Thursday 18 January 2018

EXTREMES OST REVIEW

http://dmme.net/various-artists-extremes-o-s-t/

VARIOUS ARTISTS – Extremes O.S.T.

Deram 1972 / Gonzo 2017

VARIOUS ARTISTS - Extremes
VARIOUS ARTISTS –
Extremes
Long-forgotten soundtrack to a film preserving long-gone era for glorious posterity.
“I like talking to young people but I don’t enjoy young people,” says a middle-class gentleman in one of the scenes that make “Extremes” – a movie shot by Tony Klinger and Michael Lytton in an attempt to show how the ’60s innocence was giving way to the ’70s sleaze – a jigsaw puzzle reflecting the British existence at the turn of the country’s most creative, in musical terms at least, decades.
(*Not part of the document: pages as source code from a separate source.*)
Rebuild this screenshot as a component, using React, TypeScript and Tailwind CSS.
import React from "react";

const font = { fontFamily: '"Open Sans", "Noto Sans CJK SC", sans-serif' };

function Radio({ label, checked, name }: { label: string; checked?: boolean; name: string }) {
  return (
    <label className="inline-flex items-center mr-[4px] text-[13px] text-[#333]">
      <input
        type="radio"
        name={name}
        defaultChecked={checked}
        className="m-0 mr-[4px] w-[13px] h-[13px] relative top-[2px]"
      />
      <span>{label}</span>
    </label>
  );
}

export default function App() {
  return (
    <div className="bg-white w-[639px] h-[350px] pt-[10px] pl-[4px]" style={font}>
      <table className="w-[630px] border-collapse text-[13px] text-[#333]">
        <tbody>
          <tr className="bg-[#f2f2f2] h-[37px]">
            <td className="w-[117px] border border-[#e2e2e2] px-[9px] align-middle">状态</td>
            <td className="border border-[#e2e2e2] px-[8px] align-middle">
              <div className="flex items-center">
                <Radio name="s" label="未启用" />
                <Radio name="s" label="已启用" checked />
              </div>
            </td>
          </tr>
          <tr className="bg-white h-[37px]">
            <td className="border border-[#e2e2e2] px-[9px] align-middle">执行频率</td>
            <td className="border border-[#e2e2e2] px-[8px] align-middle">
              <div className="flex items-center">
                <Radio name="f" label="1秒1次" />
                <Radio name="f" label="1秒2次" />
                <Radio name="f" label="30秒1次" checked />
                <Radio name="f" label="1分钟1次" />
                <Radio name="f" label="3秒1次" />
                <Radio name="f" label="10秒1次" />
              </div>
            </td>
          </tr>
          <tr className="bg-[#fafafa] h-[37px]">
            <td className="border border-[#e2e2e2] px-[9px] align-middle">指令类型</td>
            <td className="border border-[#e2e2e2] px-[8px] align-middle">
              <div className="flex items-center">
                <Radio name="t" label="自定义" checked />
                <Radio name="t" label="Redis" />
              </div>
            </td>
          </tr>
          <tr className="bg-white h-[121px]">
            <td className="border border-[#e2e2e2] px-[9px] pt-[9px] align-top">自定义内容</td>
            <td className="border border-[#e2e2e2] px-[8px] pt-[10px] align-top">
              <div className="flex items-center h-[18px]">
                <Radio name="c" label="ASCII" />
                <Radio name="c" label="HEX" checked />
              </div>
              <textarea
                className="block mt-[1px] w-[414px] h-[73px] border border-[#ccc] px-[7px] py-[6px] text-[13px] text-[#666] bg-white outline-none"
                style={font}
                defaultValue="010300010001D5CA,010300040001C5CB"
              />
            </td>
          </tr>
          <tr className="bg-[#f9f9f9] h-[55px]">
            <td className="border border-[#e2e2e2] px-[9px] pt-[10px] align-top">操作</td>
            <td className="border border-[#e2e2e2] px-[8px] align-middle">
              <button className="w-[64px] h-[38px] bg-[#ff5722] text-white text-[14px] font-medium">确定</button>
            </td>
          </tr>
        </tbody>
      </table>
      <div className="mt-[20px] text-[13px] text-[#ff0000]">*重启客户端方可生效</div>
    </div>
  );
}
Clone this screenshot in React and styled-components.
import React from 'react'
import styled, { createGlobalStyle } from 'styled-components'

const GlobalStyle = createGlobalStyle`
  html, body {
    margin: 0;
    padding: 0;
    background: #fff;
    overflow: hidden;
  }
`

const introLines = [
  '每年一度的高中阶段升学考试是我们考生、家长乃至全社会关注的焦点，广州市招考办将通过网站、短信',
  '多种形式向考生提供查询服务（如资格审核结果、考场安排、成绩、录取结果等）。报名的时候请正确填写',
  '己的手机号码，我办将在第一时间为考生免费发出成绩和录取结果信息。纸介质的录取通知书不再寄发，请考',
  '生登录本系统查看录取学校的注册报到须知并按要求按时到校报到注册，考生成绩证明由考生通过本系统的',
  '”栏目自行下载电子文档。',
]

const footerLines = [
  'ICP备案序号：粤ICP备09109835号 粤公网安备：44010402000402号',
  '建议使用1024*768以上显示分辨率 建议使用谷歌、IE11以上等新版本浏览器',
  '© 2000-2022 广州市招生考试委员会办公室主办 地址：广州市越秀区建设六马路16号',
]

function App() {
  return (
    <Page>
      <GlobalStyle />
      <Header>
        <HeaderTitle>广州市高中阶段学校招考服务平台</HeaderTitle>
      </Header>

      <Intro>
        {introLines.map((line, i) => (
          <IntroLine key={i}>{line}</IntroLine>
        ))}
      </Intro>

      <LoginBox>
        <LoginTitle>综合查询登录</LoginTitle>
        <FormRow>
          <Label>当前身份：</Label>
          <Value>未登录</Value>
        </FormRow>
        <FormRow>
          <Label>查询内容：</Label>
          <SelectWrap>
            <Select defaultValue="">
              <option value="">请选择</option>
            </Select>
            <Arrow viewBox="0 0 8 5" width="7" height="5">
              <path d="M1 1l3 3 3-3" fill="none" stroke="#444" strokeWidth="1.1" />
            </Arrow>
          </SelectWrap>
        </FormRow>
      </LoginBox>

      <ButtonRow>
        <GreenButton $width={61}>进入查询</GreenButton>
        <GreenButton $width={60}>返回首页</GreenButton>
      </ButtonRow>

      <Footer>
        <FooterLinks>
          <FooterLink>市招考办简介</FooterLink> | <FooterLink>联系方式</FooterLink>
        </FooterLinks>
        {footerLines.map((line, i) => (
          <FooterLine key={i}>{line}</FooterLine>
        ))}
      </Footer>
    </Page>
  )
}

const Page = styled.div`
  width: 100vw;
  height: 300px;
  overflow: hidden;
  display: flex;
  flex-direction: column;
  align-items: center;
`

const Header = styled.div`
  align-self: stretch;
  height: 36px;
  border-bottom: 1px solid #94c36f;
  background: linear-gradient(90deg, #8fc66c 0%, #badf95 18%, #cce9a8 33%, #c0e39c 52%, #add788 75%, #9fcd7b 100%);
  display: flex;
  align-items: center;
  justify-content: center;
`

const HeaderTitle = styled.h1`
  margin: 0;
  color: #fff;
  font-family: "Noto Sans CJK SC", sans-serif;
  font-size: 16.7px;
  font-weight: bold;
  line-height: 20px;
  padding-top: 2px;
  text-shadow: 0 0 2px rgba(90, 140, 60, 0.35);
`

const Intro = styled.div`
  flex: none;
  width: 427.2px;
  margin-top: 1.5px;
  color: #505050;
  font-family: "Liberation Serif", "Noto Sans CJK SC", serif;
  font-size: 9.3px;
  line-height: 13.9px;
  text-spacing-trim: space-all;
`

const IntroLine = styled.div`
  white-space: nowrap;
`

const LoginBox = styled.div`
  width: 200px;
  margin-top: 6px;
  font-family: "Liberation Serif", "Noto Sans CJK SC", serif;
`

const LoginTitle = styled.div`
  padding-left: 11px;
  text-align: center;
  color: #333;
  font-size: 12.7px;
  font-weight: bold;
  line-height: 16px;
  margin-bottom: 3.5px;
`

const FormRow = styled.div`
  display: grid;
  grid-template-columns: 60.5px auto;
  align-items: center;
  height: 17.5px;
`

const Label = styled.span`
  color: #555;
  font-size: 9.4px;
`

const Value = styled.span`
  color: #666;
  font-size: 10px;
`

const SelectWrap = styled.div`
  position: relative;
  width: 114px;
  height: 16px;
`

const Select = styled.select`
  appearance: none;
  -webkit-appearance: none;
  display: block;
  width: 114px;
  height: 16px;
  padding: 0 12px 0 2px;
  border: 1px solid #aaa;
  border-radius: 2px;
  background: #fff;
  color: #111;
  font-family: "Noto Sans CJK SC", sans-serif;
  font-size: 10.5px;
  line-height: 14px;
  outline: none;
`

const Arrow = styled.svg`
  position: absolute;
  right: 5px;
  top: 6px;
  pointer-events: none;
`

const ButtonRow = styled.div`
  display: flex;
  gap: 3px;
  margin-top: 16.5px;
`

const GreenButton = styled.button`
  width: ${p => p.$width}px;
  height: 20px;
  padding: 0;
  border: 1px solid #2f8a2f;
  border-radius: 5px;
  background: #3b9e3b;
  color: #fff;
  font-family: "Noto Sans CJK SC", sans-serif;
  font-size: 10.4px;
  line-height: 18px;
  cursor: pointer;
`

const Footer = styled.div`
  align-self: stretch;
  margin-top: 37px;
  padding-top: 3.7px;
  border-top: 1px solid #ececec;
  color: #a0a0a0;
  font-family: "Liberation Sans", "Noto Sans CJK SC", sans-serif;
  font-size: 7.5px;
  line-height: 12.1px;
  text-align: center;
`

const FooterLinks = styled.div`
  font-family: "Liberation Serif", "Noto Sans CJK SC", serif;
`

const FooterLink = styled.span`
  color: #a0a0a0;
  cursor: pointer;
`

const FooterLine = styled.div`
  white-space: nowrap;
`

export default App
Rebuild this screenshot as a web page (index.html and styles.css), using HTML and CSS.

The music doesn’t get lost in the film which is relegated to bonus DVD here, yet it’s aurally distilled on a CD portion of this package – and it’s worth hearing in a temporal context. There’s nothing new or rare on the soundtrack, although even familiar tracks can be perceived differently when they’re bundled together.
That’s why the folk motif of Mark McCann’s hypnotic “Black Rose” finds an echo in a bluesy chant running through CRUCIBLE’s “Hit It”; that’s how the drama of ARC’s “I’m A Perfectly Happy Man” contradicts the piece’s title, while the same band’s “Let Your Love Run Through” emerges as a lost hippie anthem where lush vocal harmonies and psychedelic crunch are spiked with a heavy riff and a piano surge. For the same reason, SUPERTRAMP’s stately “Surely” can be a mirror of the British establishment’s link to traditional values, but it’s their dreamily idealistic “Words Unspoken” and its “to live for love isn’t so easy” line that best capture the spirit of the now-forgotten era.
It’s an artifact now, and a precious one at that. “Freedom is within you” is another phrase from the film, and this music makes one feel it time and again.